Keiko admits that using charcoal can be difficult—it isn’t as easy, after all, as simply turning a knob on the stove. “Charcoal takes time to light up,” she shares. “We got this machine from Taiwan that can light up charcoal in 10 seconds. But you also run the risk of accidents, especially if you rush the staff.”

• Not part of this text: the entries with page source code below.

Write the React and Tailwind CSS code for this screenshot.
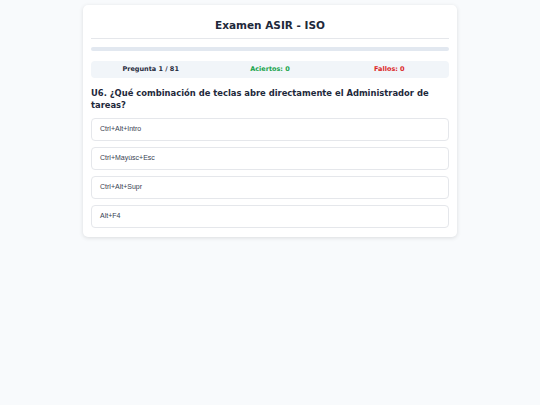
const options = ["Ctrl+Alt+Intro", "Ctrl+Mayúsc+Esc", "Ctrl+Alt+Supr", "Alt+F4"];

export default function App() {
  return (
    <div className="min-h-screen bg-[#f8fafc] pt-[5px] font-['DejaVu_Sans',sans-serif]">
      <div className="mx-auto w-[374px] rounded-[5px] bg-white px-2 pt-[13px] pb-[9px] shadow-[0_1px_4px_rgba(0,0,0,0.12)]">
        <h1 className="border-b border-[#e5e7eb] pb-[6px] text-center text-[10.5px] leading-[14px] font-bold text-[#1e293b]">
          Examen ASIR - ISO
        </h1>

        <div className="mt-[8px] h-[4px] w-full rounded-full bg-[#e2e8f0]" />

        <div className="mt-[10px] grid h-[17px] grid-cols-3 items-center rounded-[4px] bg-[#f1f5f9] text-center text-[6.5px] font-bold">
          <span className="text-[#1e293b]">Pregunta 1 / 81</span>
          <span className="text-[#16a34a]">Aciertos: 0</span>
          <span className="text-[#dc2626]">Fallos: 0</span>
        </div>

        <h2 className="mt-[9px] text-[8.4px] leading-[12px] font-bold text-[#1e293b]">
          U6. ¿Qué combinación de teclas abre directamente el Administrador de tareas?
        </h2>

        <div className="mt-[7px] flex flex-col gap-[6px]">
          {options.map((opt) => (
            <button
              key={opt}
              className="flex h-[23px] w-full items-center rounded-[4px] border border-[#e5e7eb] bg-white px-[8px] text-left font-['Liberation_Sans',sans-serif] text-[7px] text-[#374151]"
            >
              {opt}
            </button>
          ))}
        </div>
      </div>
    </div>
  );
}
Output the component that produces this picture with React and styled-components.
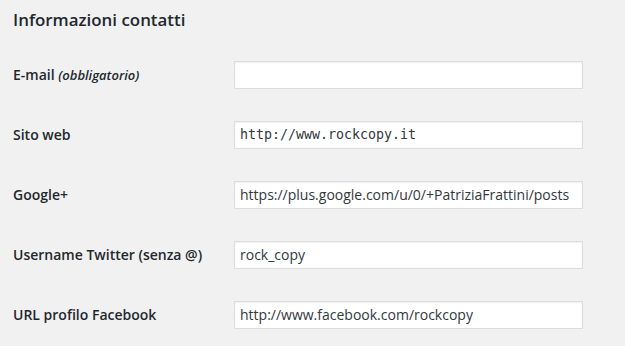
import React from 'react';
import styled, { createGlobalStyle } from 'styled-components';

const GlobalStyle = createGlobalStyle`
  html, body {
    margin: 0;
    padding: 0;
    background: #f1f1f1;
  }
  body {
    font-family: "Open Sans", sans-serif;
    font-size: 14px;
    color: #23282d;
  }
`;

export const Page = styled.div`
  width: 625px;
  height: 346px;
  padding: 0 13px;
  box-sizing: border-box;
  overflow: hidden;
`;

export const Heading = styled.h2`
  margin: 0;
  padding-top: 9px;
  font-size: 16.9px;
  font-weight: 600;
  line-height: 1.3;
  color: #23282d;
`;

export const FormTable = styled.div`
  display: flex;
  flex-direction: column;
  margin-top: 14px;
`;

export const Row = styled.div`
  display: grid;
  grid-template-columns: 221px 349px;
  align-items: center;
  height: 60px;
`;

export const Label = styled.label`
  font-size: 14px;
  font-weight: 600;
  line-height: 1.3;
  color: #23282d;
`;

export const Note = styled.span`
  font-style: italic;
  font-size: 13px;
`;

export const Field = styled.input`
  box-sizing: border-box;
  width: 349px;
  height: 28px;
  margin: 0;
  padding: 0 5px;
  border: 1px solid #ddd;
  border-radius: 0;
  background: #fff;
  box-shadow: inset 0 1px 2px rgba(0, 0, 0, 0.07);
  color: #32373c;
  font-family: ${({ $code }) => ($code ? '"DejaVu Sans Mono", monospace' : '"Open Sans", sans-serif')};
  font-size: ${({ $code }) => ($code ? '13.3px' : '14px')};
  outline: none;
`;

const fields = [
  { id: 'email', label: 'E-mail', note: '(obbligatorio)', value: '' },
  { id: 'url', label: 'Sito web', value: 'http://www.rockcopy.it', code: true },
  { id: 'googleplus', label: 'Google+', value: 'https://plus.google.com/u/0/+PatriziaFrattini/posts' },
  { id: 'twitter', label: 'Username Twitter (senza @)', value: 'rock_copy' },
  { id: 'facebook', label: 'URL profilo Facebook', value: 'http://www.facebook.com/rockcopy' },
];

const App = () => (
  <Page>
    <GlobalStyle />
    <Heading>Informazioni contatti</Heading>
    <FormTable>
      {fields.map((f) => (
        <Row key={f.id}>
          <Label htmlFor={f.id}>
            {f.label}
            {f.note && <> <Note>{f.note}</Note></>}
          </Label>
          <Field id={f.id} type="text" defaultValue={f.value} $code={f.code} />
        </Row>
      ))}
    </FormTable>
  </Page>
);

export default App;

Premium Assorted Barbecue Set


Still, you understand why they decided to take the risk anyway, especially when you get the first bite of beef, the charcoal giving it a subtle smoky flavor that goes well with the sweet-spicy yakiniku dipping sauce. For a grilled meat feast, you can’t go wrong with the Premium Assorted BBQ Set (P1,600/500 grams, P2,700/900 grams). This’ll get you a tray laden with different cuts of beef: Hanging tender, chuck tender, Australian Wagyu striploin, Australian Wagyu cube roll, U.S. boneless short rib, and Kalbi rib-eye (or Korean rib-eye). While you can’t exactly identify which cut is which once you pile it all on the grill, every piece is as buttery-soft and juicy as can be (that is, if you cook your beef right, though you can always ask the staff for help). The Premium Assorted BBQ Set will also get you Japanese rice, miso soup, and lettuce to wrap your beef in.





Aside from the meat sets, Mitasu Yakiniku also has an extensive menu of other Japanese favorites. The Unagi (P520) is a great side to the yakiniku sets. The grilled eel is melt-in-your-mouth soft, sticky-sweet, and goes well with rice.



Grilled Chicken Salad


If you’re not a salad eater, the Grilled Chicken Salad (P280) may just be what converts you. Sizeable chunks of teriyaki-glazed grilled chicken sit on top of a bed of lettuce, tomatoes, and more. The generous drizzle of mildly sweet Japanese mayonnaise makes this an instant crowd-pleaser.



Golden Roll


It’s not recommended to fill up before you get to the barbecue at a yakiniku place, but you might just make an exception for the Golden Roll (P250). These mango-topped maki are huge—it’ll be a challenge to get an entire roll in one mouthful. But they’re not just all about size; they pack lots of contrasting flavors and textures, too, from the stuffing of fruity mango and crunchy fried prawn.


Because they share space with Shabu-Shabu Ichiban, we had to ask: Could we have a hotpot and barbecue at the same time? For now you can’t, but watch for their VIP rooms that will soon open, with each table featuring a hotpot stove and a charcoal grill. We can’t wait for what’s surely going to be the ultimate Japanese feast.